When we decided to pay large bonuses to many who didn't deserve them at the year end, we knew that this would impact on our ability to retain our headcount at existing levels. As many of you are aware, we, like many of our rivals, are now embarking on a period of 'right-sizing' to ensure that what bonus there is this year end is shared by significantly fewer individuals, and, more specifically, by those who actually don't need the money anyway.

As managers and team leaders, you have been advised that we are now looking to reduce headcount by approximately 15% across the board. And some of you, aware that the deadline for submitting staff names for the chop is less than a week away, have already started to send in your lists. We in HR have, however, noticed that some managers are nominating staff for the axe for purely performance-related reasons, and some have even looked at future unit revenues and tried to anticipate likely staffing needs in the light of expected work volumes. Commendable though this is, this is not the way to go. Detailed below, therefore, is the selection criteria to be used for choosing staff to be laid off:

Please do not nominate any member of staff who is related to anyone on the regional executive team, or who is a family-member of a large or important client.

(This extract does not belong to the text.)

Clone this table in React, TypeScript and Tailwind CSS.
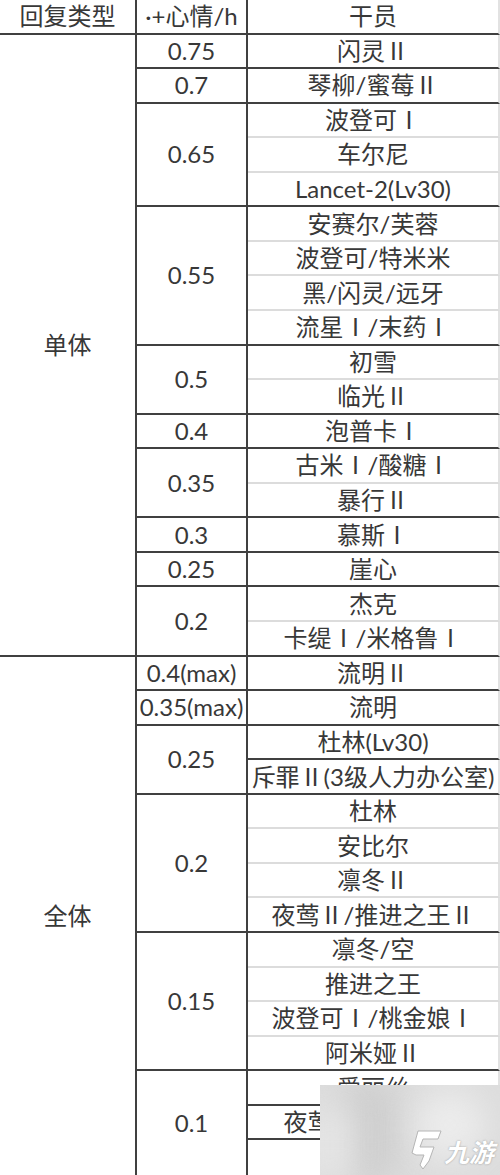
import React from "react";

type Sub = { v: string; rows: string[]; dark?: boolean };
type Group = { name: string; subs: Sub[] };

const groups: Group[] = [
  {
    name: "单体",
    subs: [
      { v: "0.75", rows: ["闪灵Ⅱ"] },
      { v: "0.7", rows: ["琴柳/蜜莓Ⅱ"] },
      { v: "0.65", rows: ["波登可Ⅰ", "车尔尼", "Lancet-2(Lv30)"] },
      { v: "0.55", rows: ["安赛尔/芙蓉", "波登可/特米米", "黑/闪灵/远牙", "流星Ⅰ/末药Ⅰ"] },
      { v: "0.5", rows: ["初雪", "临光Ⅱ"] },
      { v: "0.4", rows: ["泡普卡Ⅰ"] },
      { v: "0.35", rows: ["古米Ⅰ/酸糖Ⅰ", "暴行Ⅱ"] },
      { v: "0.3", rows: ["慕斯Ⅰ"] },
      { v: "0.25", rows: ["崖心"] },
      { v: "0.2", rows: ["杰克", "卡缇Ⅰ/米格鲁Ⅰ"] },
    ],
  },
  {
    name: "全体",
    subs: [
      { v: "0.4(max)", rows: ["流明Ⅱ"] },
      { v: "0.35(max)", rows: ["流明"] },
      { v: "0.25", rows: ["杜林(Lv30)", "斥罪Ⅱ(3级人力办公室)"], dark: true },
      { v: "0.2", rows: ["杜林", "安比尔", "凛冬Ⅱ", "夜莺Ⅱ/推进之王Ⅱ"] },
      { v: "0.15", rows: ["凛冬/空", "推进之王", "波登可Ⅰ/桃金娘Ⅰ", "阿米娅Ⅱ"] },
      { v: "0.1", rows: ["爱丽丝", "夜莺Ⅰ/推进之王", ""], dark: true },
    ],
  },
];

const RH = 34.56;

export default function App() {
  return (
    <div
      className="relative w-[500px] h-[1175px] overflow-hidden bg-white text-[#383838] text-[24px] leading-[28px]"
      style={{ fontFamily: 'Lato, "Noto Sans CJK SC", sans-serif' }}
    >
      {/* header */}
      <div className="flex h-[34.56px]">
        <div className="w-[137px] shrink-0 flex items-center justify-center border-b-2 border-r-2 border-[#404040]">
          回复类型
        </div>
        <div className="w-[111px] shrink-0 flex items-center justify-center border-b-2 border-r-2 border-[#404040] whitespace-nowrap">
          ·+心情/h
        </div>
        <div className="flex-1 flex items-center justify-center border-b-2 border-[#404040] border-r-2 border-r-[#e2e2e2]">
          干员
        </div>
      </div>

      {groups.map((g, gi) => {
        const total = g.subs.reduce((a, s) => a + s.rows.length, 0);
        const last = gi === groups.length - 1;
        return (
          <div key={g.name} className="flex">
            <div
              className={
                "w-[137px] shrink-0 flex items-center justify-center border-r-2 border-[#404040] " +
                (last ? "" : "border-b-2")
              }
              style={{ height: total * RH }}
            >
              {g.name}
            </div>
            <div className="flex-1 flex flex-col">
              {g.subs.map((s, si) => {
                const lastSub = last && si === g.subs.length - 1;
                return (
                  <div key={si} className="flex">
                    <div
                      className={
                        "w-[111px] shrink-0 flex items-center justify-center border-r-2 border-[#404040] whitespace-nowrap " +
                        (lastSub ? "" : "border-b-2")
                      }
                      style={{ height: s.rows.length * RH }}
                    >
                      {s.v}
                    </div>
                    <div className="flex-1 flex flex-col min-w-0">
                      {s.rows.map((r, ri) => {
                        const lastRow = ri === s.rows.length - 1;
                        const cls = lastRow
                          ? lastSub
                            ? ""
                            : "border-b-2 border-b-[#404040]"
                          : s.dark
                          ? "border-b-2 border-b-[#404040]"
                          : "border-b-2 border-b-[#dcdcdc]";
                        return (
                          <div
                            key={ri}
                            className={
                              "flex items-center justify-center overflow-hidden whitespace-nowrap border-r-2 border-r-[#e2e2e2] " +
                              cls
                            }
                            style={{ height: RH }}
                          >
                            {r}
                          </div>
                        );
                      })}
                    </div>
                  </div>
                );
              })}
            </div>
          </div>
        );
      })}

      {/* watermark */}
      <div className="absolute left-[320px] top-[1085px] w-[180px] h-[90px] overflow-hidden bg-[#dddddd]">
        <div className="absolute left-[20px] top-[-10px] w-[60px] h-[110px] rounded-full bg-[#cfcfcf] blur-lg" />
        <div className="absolute left-[95px] top-[5px] w-[70px] h-[70px] rounded-full bg-[#ececec] blur-lg" />
        <div className="absolute left-[-10px] top-[20px] w-[40px] h-[80px] rounded-full bg-[#e6e6e6] blur-lg" />
        <svg
          className="absolute left-[88px] top-[44px]"
          width="36"
          height="42"
          viewBox="0 0 36 42"
        >
          <path
            d="M10 2 L33 2 L30 10 L15 10 L12 18 L26 18 L21 32 L15 40 L12 36 L16 26 L8 26 L4 24 Z"
            fill="#ffffff"
            stroke="#b5b5b5"
            strokeWidth="1"
          />
        </svg>
        <div className="absolute left-[124px] top-[52px] text-[25px] leading-[30px] font-bold italic text-white [text-shadow:0_0_2px_rgba(0,0,0,0.35)]">
          九游
        </div>
      </div>
    </div>
  );
}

Under no circumstances is anyone to be laid off who is likely to run to the media with a 'kiss & tell' story. If in doubt, please retain them on the payroll. This also applies to anyone who is rich or savvy enough to likely engage a lawyer - God knows we could do without any more lawsuits!

In the event that a final choice comes down to a hetrosexual or a homosexual, please keep the gay (it's good for our diversity stats). On the other hand, any PA or secretary who has no basic keyboard skills should probably be put on the list. This also applies to any staff member who may have been originally hired for any other non-business reason.

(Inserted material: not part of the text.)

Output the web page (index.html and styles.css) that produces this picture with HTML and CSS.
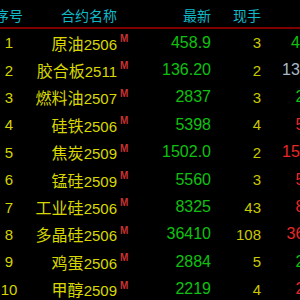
FILE: index.html
```html
<!DOCTYPE html>
<html lang="zh-CN">
<head>
<meta charset="UTF-8">
<meta name="viewport" content="width=device-width, initial-scale=1.0">
<title>行情列表</title>
<link rel="stylesheet" href="styles.css">
</head>
<body>

<div class="quote-table">
    <div class="quote-head">
        <div class="col-idx">序号</div>
        <div class="col-name">合约名称</div>
        <div></div>
        <div class="col-num">最新</div>
        <div class="col-num">现手</div>
        <div class="col-num">买价</div>
    </div>

    <div class="quote-row">
        <div class="col-idx">1</div>
        <div class="col-name">原油<span class="code">2506</span></div>
        <div class="mark">M</div>
        <div class="col-num down">458.9</div>
        <div class="col-num vol">3</div>
        <div class="col-num down">458.8</div>
    </div>
    <div class="quote-row">
        <div class="col-idx">2</div>
        <div class="col-name">胶合板<span class="code">2511</span></div>
        <div class="mark">M</div>
        <div class="col-num down">136.20</div>
        <div class="col-num vol">2</div>
        <div class="col-num flat">136.15</div>
    </div>
    <div class="quote-row">
        <div class="col-idx">3</div>
        <div class="col-name">燃料油<span class="code">2507</span></div>
        <div class="mark">M</div>
        <div class="col-num down">2837</div>
        <div class="col-num vol">3</div>
        <div class="col-num down">2836</div>
    </div>
    <div class="quote-row">
        <div class="col-idx">4</div>
        <div class="col-name">硅铁<span class="code">2506</span></div>
        <div class="mark">M</div>
        <div class="col-num down">5398</div>
        <div class="col-num vol">4</div>
        <div class="col-num up">5396</div>
    </div>
    <div class="quote-row">
        <div class="col-idx">5</div>
        <div class="col-name">焦炭<span class="code">2509</span></div>
        <div class="mark">M</div>
        <div class="col-num down">1502.0</div>
        <div class="col-num vol">2</div>
        <div class="col-num up">1501.5</div>
    </div>
    <div class="quote-row">
        <div class="col-idx">6</div>
        <div class="col-name">锰硅<span class="code">2509</span></div>
        <div class="mark">M</div>
        <div class="col-num down">5560</div>
        <div class="col-num vol">3</div>
        <div class="col-num up">5558</div>
    </div>
    <div class="quote-row">
        <div class="col-idx">7</div>
        <div class="col-name">工业硅<span class="code">2506</span></div>
        <div class="mark">M</div>
        <div class="col-num down">8325</div>
        <div class="col-num vol">43</div>
        <div class="col-num up">8320</div>
    </div>
    <div class="quote-row">
        <div class="col-idx">8</div>
        <div class="col-name">多晶硅<span class="code">2506</span></div>
        <div class="mark">M</div>
        <div class="col-num down">36410</div>
        <div class="col-num vol">108</div>
        <div class="col-num up">36400</div>
    </div>
    <div class="quote-row">
        <div class="col-idx">9</div>
        <div class="col-name">鸡蛋<span class="code">2506</span></div>
        <div class="mark">M</div>
        <div class="col-num down">2884</div>
        <div class="col-num vol">5</div>
        <div class="col-num down">2883</div>
    </div>
    <div class="quote-row">
        <div class="col-idx">10</div>
        <div class="col-name">甲醇<span class="code">2509</span></div>
        <div class="mark">M</div>
        <div class="col-num down">2219</div>
        <div class="col-num vol">4</div>
        <div class="col-num up">2218</div>
    </div>
</div>

</body>
</html>
```

FILE: styles.css
```css
html, body {
    margin: 0;
    padding: 0;
    background-color: #000;
    overflow: hidden;
}
body {
    width: 300px;
    height: 300px;
    font-family: "Liberation Sans", "Noto Sans CJK SC", sans-serif;
}
.quote-table {
    width: 342px;
    margin-left: -11px;
}
.quote-head,
.quote-row {
    display: grid;
    grid-template-columns: 40px 88px 23px 71px 50px 70px;
    align-items: center;
    white-space: nowrap;
}
.quote-head {
    height: 29px;
    box-sizing: border-box;
    padding-top: 2px;
    border-bottom: 2px solid #800000;
    color: #10b8c8;
    font-size: 14px;
}
.quote-row {
    height: 27.4px;
    font-size: 16px;
}
.col-idx {
    text-align: center;
}
.quote-row .col-idx {
    color: #d4d400;
    font-size: 15px;
}
.col-name {
    text-align: right;
}
.quote-row .col-name {
    color: #d8d800;
}
.code {
    font-size: 15px;
}
.mark {
    align-self: start;
    padding-top: 4px;
    padding-left: 3px;
    color: #c83232;
    font-size: 10px;
    font-weight: bold;
    line-height: 12px;
}
.col-num {
    text-align: right;
}
.vol {
    color: #c8c800;
    font-size: 15px;
}
.down {
    color: #10c010;
}
.up {
    color: #e82828;
}
.flat {
    color: #a8b8c8;
}
```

We would also strongly recommend that managers resist the temptation to simply select names at random. Although we do understand that many of you don't wish to employ 'unlucky' staff anyway, we need to at least give the impression that we have thought through this process carefully. Someone at some stage might even ask us to justify our decisions.

Finally, many senior staff have pointed out that one of our rivals has allegedly been calling all staff into a room and then advising them one-by-one whether they still have a job or not. A lot of you have asked if we could cull our staff the same manner. Although we recognise that this might be quite a hoot for the many would-be Simon Cowells among you, we don't think that terrorizing the staff in this way is particularly sensible at this time of the economic cycle, when we need to get more for less out of those who are lucky enough to remain on the payroll.